The zone would also allow restaurants, luncheonettes, microbreweries and “personal services establishments,” such as a salon, a dry-cleaning store, or appliance repair shops. Trades including plumbers, carpenters, painters and printers would also be allowed open businesses in the zone. Adult day-care centers, boat dealership showrooms, plus a slew of “studio” uses, including martial arts, personal training, fitness, dance and music would be allowed.
Gas stations, auto repair shops and auto body shop were all explicitly prohibited from opening within the zone.
In order to develop residential units in the zone, they would have to be placed above a commercial businesses or a “separate or attached” ground-floor structure.
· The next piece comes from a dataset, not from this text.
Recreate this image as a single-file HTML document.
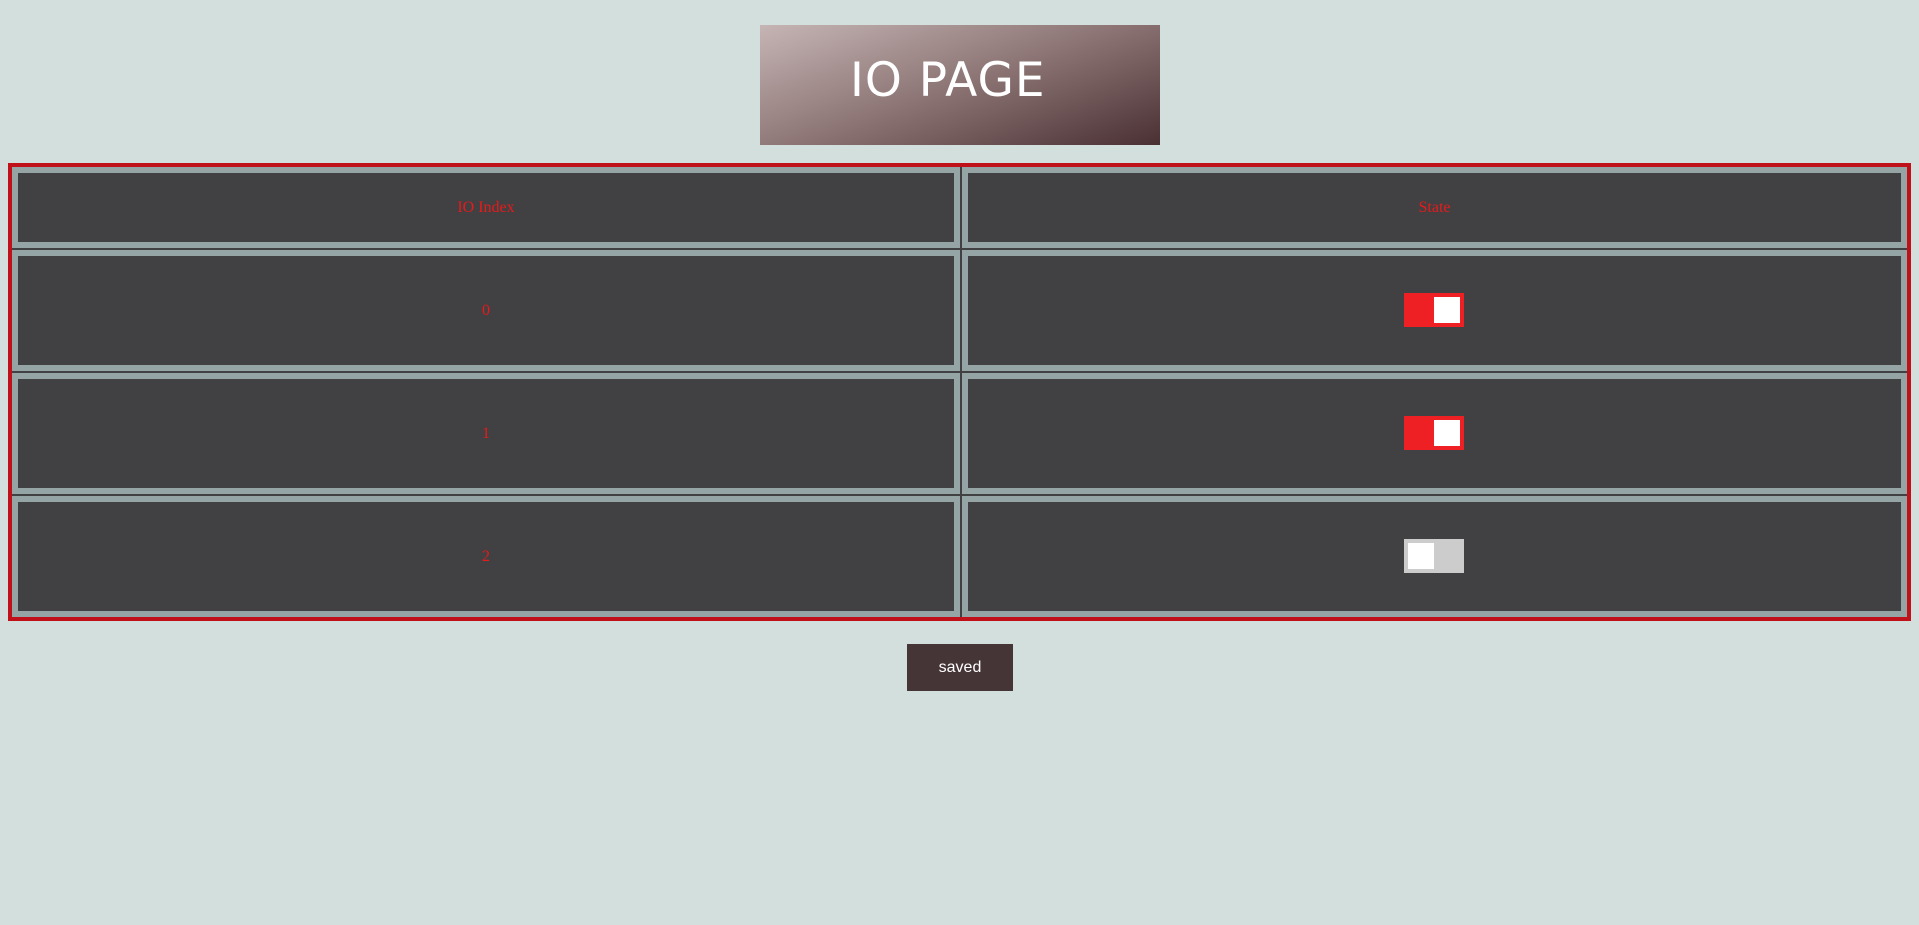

The residential units would need their own entrances.
New development or “major” renovation development would require the endorsement of the planning board’s architectural review committee and the board itself, whose members will look to encourage “design creativity, flexibility and quality design that is sensitive to the surrounding context and unique site conditions.” If located adjacent to a residential zone, all buildings in the Village Zone would be required to place a 25-foot buffer between the properties.
All of the development will comply with state affordable housing regulations and be included in the township’s “Housing and Fair Share Plan” that is mandated by the courts.
The ordinance will be introduced Tuesday night, meaning that if it is approved by the council, a second vote would occur at the Oct. 9 council following a public hearing.
Tuesday’s meeting begins at 7 p.m. in the township municipal complex.